If I ever have to live in a city again, it would need to be something like Victoria (with a little less rain). Beautifully located around headlands and beaches with a quaint little harbor, across which little yellow water taxis skim like water beetles. With a population of 350,000, it seems to have all that you want in a city without the crap that one gets as they get larger. Bear in mind, it was a gloriously warm and sunny day so it’s possible that we may be misrepresenting the joint!

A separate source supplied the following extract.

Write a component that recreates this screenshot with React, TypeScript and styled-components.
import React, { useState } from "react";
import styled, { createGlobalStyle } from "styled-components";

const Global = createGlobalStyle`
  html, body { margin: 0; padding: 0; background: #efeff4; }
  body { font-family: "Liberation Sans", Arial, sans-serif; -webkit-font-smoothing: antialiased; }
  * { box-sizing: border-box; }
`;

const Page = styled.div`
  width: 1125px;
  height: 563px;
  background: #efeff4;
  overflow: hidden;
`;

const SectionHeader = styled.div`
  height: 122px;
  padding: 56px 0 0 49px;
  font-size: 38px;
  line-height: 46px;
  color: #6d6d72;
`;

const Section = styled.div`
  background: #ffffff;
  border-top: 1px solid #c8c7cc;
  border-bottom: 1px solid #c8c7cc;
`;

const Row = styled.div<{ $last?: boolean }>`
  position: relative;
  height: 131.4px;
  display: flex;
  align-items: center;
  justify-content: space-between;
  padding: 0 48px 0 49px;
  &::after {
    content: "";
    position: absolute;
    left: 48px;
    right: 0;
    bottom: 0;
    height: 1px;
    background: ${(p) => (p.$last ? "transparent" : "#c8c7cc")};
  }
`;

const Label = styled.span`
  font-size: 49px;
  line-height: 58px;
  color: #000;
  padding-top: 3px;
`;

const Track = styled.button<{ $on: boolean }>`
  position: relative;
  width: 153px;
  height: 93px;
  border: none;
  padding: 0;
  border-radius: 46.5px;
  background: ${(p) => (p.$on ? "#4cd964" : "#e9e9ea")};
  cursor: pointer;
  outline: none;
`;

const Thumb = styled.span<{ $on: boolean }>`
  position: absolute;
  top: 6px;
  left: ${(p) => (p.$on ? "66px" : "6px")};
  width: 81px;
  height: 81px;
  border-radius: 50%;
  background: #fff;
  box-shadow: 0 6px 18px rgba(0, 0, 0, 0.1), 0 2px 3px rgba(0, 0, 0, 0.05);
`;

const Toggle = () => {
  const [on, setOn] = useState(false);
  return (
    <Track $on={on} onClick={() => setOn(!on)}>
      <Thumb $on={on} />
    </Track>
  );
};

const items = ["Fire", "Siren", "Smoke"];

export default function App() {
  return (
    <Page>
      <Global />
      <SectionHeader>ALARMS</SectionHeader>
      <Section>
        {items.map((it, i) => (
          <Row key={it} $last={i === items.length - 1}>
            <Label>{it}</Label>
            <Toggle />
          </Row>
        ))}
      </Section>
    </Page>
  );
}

At the waterfront, Victoria
The harbor is overlooked by the seriously British-looking parliament buildings but their granitic edge is softened by the majestic totem poles that dominate the lush green lawns in front. The remainder of the foreshore is taken up with cafes, restaurants, a sustainable fish van with a queue of 50 people (could there be a message in that some where? Duh!), and buskers and artists plying there talents and wares.

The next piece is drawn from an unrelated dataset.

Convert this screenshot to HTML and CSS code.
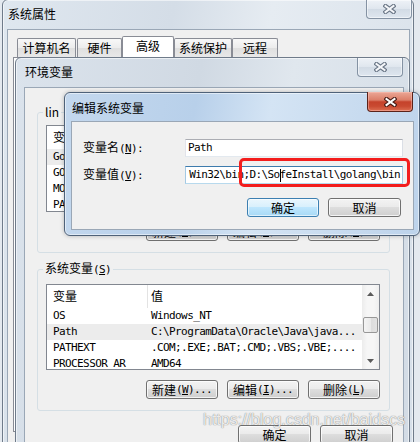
FILE: index.html
```html
<!DOCTYPE html>
<html lang="zh-CN">
<head>
<meta charset="utf-8">
<title>编辑系统变量</title>
<link rel="stylesheet" href="styles.css">
</head>
<body>
<section class="win win-sys">
  <div class="cap">
    <span class="cap-title">系统属性</span>
    <span class="xbtn xbtn-sys"><svg width="13" height="10" viewBox="0 0 13 10"><path d="M2.5 2L10.5 8M10.5 2L2.5 8" stroke="#6a7686" stroke-width="4.2" stroke-linecap="square"/><path d="M2.5 2L10.5 8M10.5 2L2.5 8" stroke="#f4f6f9" stroke-width="2" stroke-linecap="square"/></svg></span>
  </div>
  <div class="client sys-client">
    <div class="tabs">
      <span class="tab t1">计算机名</span>
      <span class="tab t2">硬件</span>
      <span class="tab t3 on">高级</span>
      <span class="tab t4">系统保护</span>
      <span class="tab t5">远程</span>
    </div>
    <div class="tab-page"></div>
  </div>
</section>

<section class="win win-env">
  <div class="cap">
    <span class="cap-title">环境变量</span>
    <span class="xbtn xbtn-env"><svg width="13" height="10" viewBox="0 0 13 10"><path d="M2.5 2L10.5 8M10.5 2L2.5 8" stroke="#6a7686" stroke-width="4.2" stroke-linecap="square"/><path d="M2.5 2L10.5 8M10.5 2L2.5 8" stroke="#f4f6f9" stroke-width="2" stroke-linecap="square"/></svg></span>
  </div>
  <div class="client env-client">
    <fieldset class="grp grp-user">
      <legend>lin</legend>
      <div class="lv lv-user">
        <div class="lv-main">
          <div class="lv-row lv-head"><span class="c1">变量</span><span class="c2">值</span></div>
          <div class="lv-row sel"><span class="c1 m">Go</span><span class="c2 m"></span></div>
          <div class="lv-row"><span class="c1 m">GO</span><span class="c2 m"></span></div>
          <div class="lv-row"><span class="c1 m">MO</span><span class="c2 m"></span></div>
          <div class="lv-row"><span class="c1 m">PA</span><span class="c2 m"></span></div>
        </div>
      </div>
      <div class="btns">
        <span class="btn">新建<span class="m">(<u>N</u>)...</span></span>
        <span class="btn">编辑<span class="m">(<u>E</u>)...</span></span>
        <span class="btn">删除<span class="m">(<u>D</u>)</span></span>
      </div>
    </fieldset>

    <fieldset class="grp grp-sys">
      <legend>系统变量<span class="m">(<u>S</u>)</span></legend>
      <div class="lv lv-sys">
        <div class="lv-main">
          <div class="lv-row lv-head"><span class="c1">变量</span><span class="c2">值</span></div>
          <div class="lv-row"><span class="c1 m">OS</span><span class="c2 m">Windows_NT</span></div>
          <div class="lv-row sel"><span class="c1 m">Path</span><span class="c2 m">C:\ProgramData\Oracle\Java\java...</span></div>
          <div class="lv-row"><span class="c1 m">PATHEXT</span><span class="c2 m">.COM;.EXE;.BAT;.CMD;.VBS;.VBE;....</span></div>
          <div class="lv-row"><span class="c1 m">PROCESSOR_AR</span><span class="c2 m">AMD64</span></div>
        </div>
        <div class="sb">
          <span class="sb-arrow"><svg width="7" height="4" viewBox="0 0 7 4"><path d="M0 4L3.5 0L7 4Z" fill="#5a5a5a"/></svg></span>
          <span class="sb-thumb"></span>
          <span class="sb-fill"></span>
          <span class="sb-arrow"><svg width="7" height="4" viewBox="0 0 7 4"><path d="M0 0L3.5 4L7 0Z" fill="#5a5a5a"/></svg></span>
        </div>
      </div>
      <div class="btns">
        <span class="btn">新建<span class="m">(<u>W</u>)...</span></span>
        <span class="btn">编辑<span class="m">(<u>I</u>)...</span></span>
        <span class="btn">删除<span class="m">(<u>L</u>)</span></span>
      </div>
    </fieldset>

    <div class="foot">
      <span class="btn btn-w73">确定</span>
      <span class="btn btn-w73">取消</span>
    </div>
  </div>
</section>

<section class="win win-edit">
  <div class="cap cap-edit">
    <span class="cap-title">编辑系统变量</span>
    <span class="xbtn xbtn-red"><svg width="13" height="10" viewBox="0 0 13 10"><path d="M2.5 2L10.5 8M10.5 2L2.5 8" stroke="#4a1d16" stroke-width="4.2" stroke-linecap="square"/><path d="M2.5 2L10.5 8M10.5 2L2.5 8" stroke="#ffffff" stroke-width="2" stroke-linecap="square"/></svg></span>
  </div>
  <div class="client edit-client">
    <div class="frow">
      <span class="flabel">变量名<span class="m">(<u>N</u>):</span></span>
      <span class="field"><span class="m">Path</span></span>
    </div>
    <div class="frow">
      <span class="flabel">变量值<span class="m">(<u>V</u>):</span></span>
      <span class="field field-focus"><span class="m">Win32\bin;D:\So<span class="caret"></span>feInstall\golang\bin</span></span>
    </div>
    <div class="edit-btns">
      <span class="btn btn-def">确定</span>
      <span class="btn btn-w73">取消</span>
    </div>
  </div>
</section>

<div class="hl"></div>
<div class="wm">https://blog.csdn.net/baidscs</div>
</body>
</html>
```

FILE: styles.css
```css
* { box-sizing: border-box; }
html, body { margin: 0; padding: 0; }
body {
  width: 420px;
  height: 442px;
  overflow: hidden;
  position: relative;
  background: #e4e9ef;
  font-family: "Noto Sans CJK SC", "Noto Sans", sans-serif;
  font-size: 12px;
  line-height: 16px;
  color: #000;
}
.m {
  font-family: "DejaVu Sans Mono", "Liberation Mono", monospace;
  font-size: 11px;
  letter-spacing: -0.6px;
}
u { text-decoration: underline; text-underline-offset: 1px; }

/* windows */
.win {
  position: absolute;
  display: flex;
  flex-direction: column;
  border: 1px solid #6f7b8a;
  border-radius: 6px 6px 0 0;
  box-shadow: inset 0 0 0 1px rgba(255,255,255,.55);
}
.win-sys {
  left: 2px; top: -1px; width: 412px; height: 470px;
  padding: 0 3px 0 4px;
  background: linear-gradient(100deg, #dfe7ef 0%, #d4dde7 35%, #e6ecf2 55%, #d6dfe9 100%);
}
.win-env {
  left: 15px; top: 57px; width: 395px; height: 420px;
  padding: 0 5px 0 8px;
  background: linear-gradient(100deg, #dbe3ec 0%, #d0d9e3 40%, #e0e7ee 60%, #d2dbe5 100%);
}
.win-edit {
  left: 64px; top: 92px; width: 356px; height: 144px;
  padding: 0 5px 5px 6px;
  border-color: #4f6279;
  border-radius: 6px;
  background: linear-gradient(100deg, #c4d8ee 0%, #b8d0ea 35%, #d4e4f4 55%, #bdd3eb 100%);
  box-shadow: inset 0 0 0 1px rgba(255,255,255,.5), 0 0 4px rgba(0,0,0,.25);
}

.cap {
  flex: none;
  height: 29px;
  display: flex;
  justify-content: space-between;
  align-items: flex-start;
}
.cap-edit { height: 28px; }
.cap-title { margin: 6px 0 0 1px; line-height: 16px; }
.cap-edit .cap-title { margin-top: 7px; }

.xbtn {
  width: 46px; height: 19px;
  display: flex; align-items: center; justify-content: center;
  border: 1px solid #8492a3; border-top: none;
  border-radius: 0 0 4px 4px;
  background: linear-gradient(#eef2f7 0%, #dfe6ee 50%, #d2dbe5 51%, #dee6ef 100%);
  box-shadow: inset 0 0 0 1px rgba(255,255,255,.5);
}
.xbtn-sys { margin-right: -2px; }
.xbtn-env { margin-right: 1px; }
.xbtn-red {
  margin-right: 1px; margin-top: -1px; height: 20px;
  border-color: #5b2219;
  background: linear-gradient(#eba796 0%, #dc7f69 42%, #c5422b 52%, #c94a31 75%, #dc6f52 100%);
  box-shadow: inset 0 0 0 1px rgba(255,200,190,.45);
}

.client {
  flex: 1;
  display: flex;
  flex-direction: column;
  background: #f0f0f0;
  border: 1px solid #9aa7b6;
  min-height: 0;
}

/* tabs */
.tabs {
  flex: none;
  height: 27px;
  display: flex;
  align-items: flex-end;
  padding: 6px 0 0 9px;
}
.tab {
  height: 19px;
  border: 1px solid #898c95;
  border-bottom: none;
  border-radius: 2px 2px 0 0;
  background: linear-gradient(#f8f8f8 0%, #ececec 50%, #dfdfdf 51%, #e8e8e8 100%);
  text-align: center;
  line-height: 17px;
}
.tab.on { height: 21px; background: #fff; line-height: 18px; }
.t1 { width: 59px; margin-right: 1px; }
.t2 { width: 45px; }
.t3 { width: 52px; }
.t4 { width: 58px; }
.t5 { width: 46px; }
.tab-page {
  flex: none;
  height: 375px;
  margin: 0 4px 0 5px;
  background: #fff;
  border: 1px solid #898c95;
}

/* env dialog */
.grp {
  margin: 0 13px 0 12px;
  border: 1px solid #d5dfe5;
  border-radius: 3px;
  padding: 6px 9px 11px 8px;
  min-width: 0;
}
.grp-user { margin-top: 17px; }
.grp-sys { margin-top: 8px; padding-top: 7px; }
.grp legend { padding: 0 2px; margin-left: -3px; line-height: 14px; }

.lv {
  display: flex;
  border: 1px solid #828790;
  background: #fff;
  overflow: hidden;
  margin-bottom: 10px;
}
.lv-user { height: 87px; }
.lv-sys { height: 86px; }
.lv-main { flex: 1; min-width: 0; overflow: hidden; }
.lv-row { display: flex; height: 16px; line-height: 16px; white-space: nowrap; }
.lv-head { height: 23px; line-height: 22px; }
.c1 { flex: none; width: 101px; padding-left: 6px; overflow: hidden; }
.c2 { flex: 1; padding-left: 3px; overflow: hidden; }
.lv-head .c1 { border-right: 1px solid #e3e3e3; }
.sel { background: #ececec; }

.sb {
  flex: none;
  width: 17px;
  display: flex;
  flex-direction: column;
  align-items: center;
  background: linear-gradient(90deg, #ececec 0%, #f6f6f6 30%, #f6f6f6 70%, #eeeeee 100%);
}
.sb-arrow { flex: none; height: 17px; display: flex; align-items: center; justify-content: center; }
.sb-thumb {
  flex: none;
  width: 15px; height: 16px;
  margin-top: 15px;
  border: 1px solid #979797;
  border-radius: 2px;
  background: linear-gradient(90deg, #f4f4f4 0%, #eaeaea 50%, #dcdcdc 51%, #e2e2e2 100%);
}
.sb-fill { flex: 1; }

.btns { display: flex; justify-content: flex-end; gap: 9px; }
.btn {
  flex: none;
  width: 72px; height: 19px;
  display: flex; align-items: center; justify-content: center;
  border: 1px solid #707070;
  border-radius: 3px;
  background: linear-gradient(#f3f3f3 0%, #ebebeb 45%, #dddddd 50%, #cfcfcf 100%);
  box-shadow: inset 0 0 0 1px rgba(255,255,255,.75);
  white-space: nowrap;
  line-height: 16px;
}
.btn-w73 { width: 73px; }
.btn-def {
  border-color: #3c7fb1;
  background: linear-gradient(#eaf6fd 0%, #d9f0fc 45%, #bee6fd 50%, #a7d9f5 100%);
  box-shadow: inset 0 0 0 1px rgba(255,255,255,.6);
}
.foot { display: flex; justify-content: flex-end; gap: 9px; margin: 14px 10px 0 0; }
.foot .btn { line-height: 10px; }

/* edit dialog */
.edit-client { padding: 17px 10px 0 11px; }
.frow { display: flex; align-items: center; height: 18px; }
.frow + .frow { margin-top: 9px; }
.flabel { flex: none; width: 102px; white-space: nowrap; }
.field {
  flex: 1;
  height: 18px;
  min-width: 0;
  display: flex;
  align-items: center;
  padding: 0 2px;
  overflow: hidden;
  white-space: nowrap;
  background: #fff;
  border: 1px solid;
  border-color: #abadb3 #dbdfe6 #e3e9ef #e2e3ea;
}
.field-focus { justify-content: flex-end; border-color: #3d7bad #a4c9e3 #b7d9ed #a4c9e3; }
.field .m { flex: none; }
.caret {
  display: inline-block;
  width: 1px; height: 13px;
  margin-right: -1px;
  background: #000;
  vertical-align: middle;
}
.edit-btns { display: flex; justify-content: flex-end; gap: 9px; margin: 14px 2px 0 0; }

/* overlays */
.hl {
  position: absolute;
  left: 239px; top: 158px;
  width: 171px; height: 29px;
  border: 3px solid #f31d1d;
  border-radius: 5px;
}
.wm {
  position: absolute;
  left: 203px; top: 413px;
  font-family: "Liberation Sans", Arial, sans-serif;
  font-size: 16px;
  line-height: 14px;
  color: rgba(255,255,255,.85);
  text-shadow: 0 0 1px rgba(80,80,80,.6), 0 0 1px rgba(80,80,80,.4);
  white-space: nowrap;
}
```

Totem pole in front of the Parliament Building, Victoria.
And the First Nations  display in the Museum is extraordinary. To my mind, it was a little too “artifactual” focusing on various aspects of their lives and beliefs, but not adequately telling the historical story of their arrival and settlement of north America nor their barbaric treatment by the subsequent arrivals of Russian whalers, otter hunters and sealers and later by American and Canadian officialdom. In all, an excellent albeit somewhat sanitised portrayal.

Sitting on a headland, bathed in the morning sun, we were gifted by a magical performance of Malian music from an African guy who wondered down the foreshore, singing and playing a gourd-like instrument, seemingly just enjoying the morning, and possibly (hopefully) being in a place where being black from elsewhere didn’t mean you couldn’t enjoy the greeting of the morning’s sun.

After a night in Goldstream National Park, we made our way to Sidney where we lazed in the sun (yes, it’s still sunny and we’re loving it!) before taking the ferry across to the San Juan Islands and the US once more.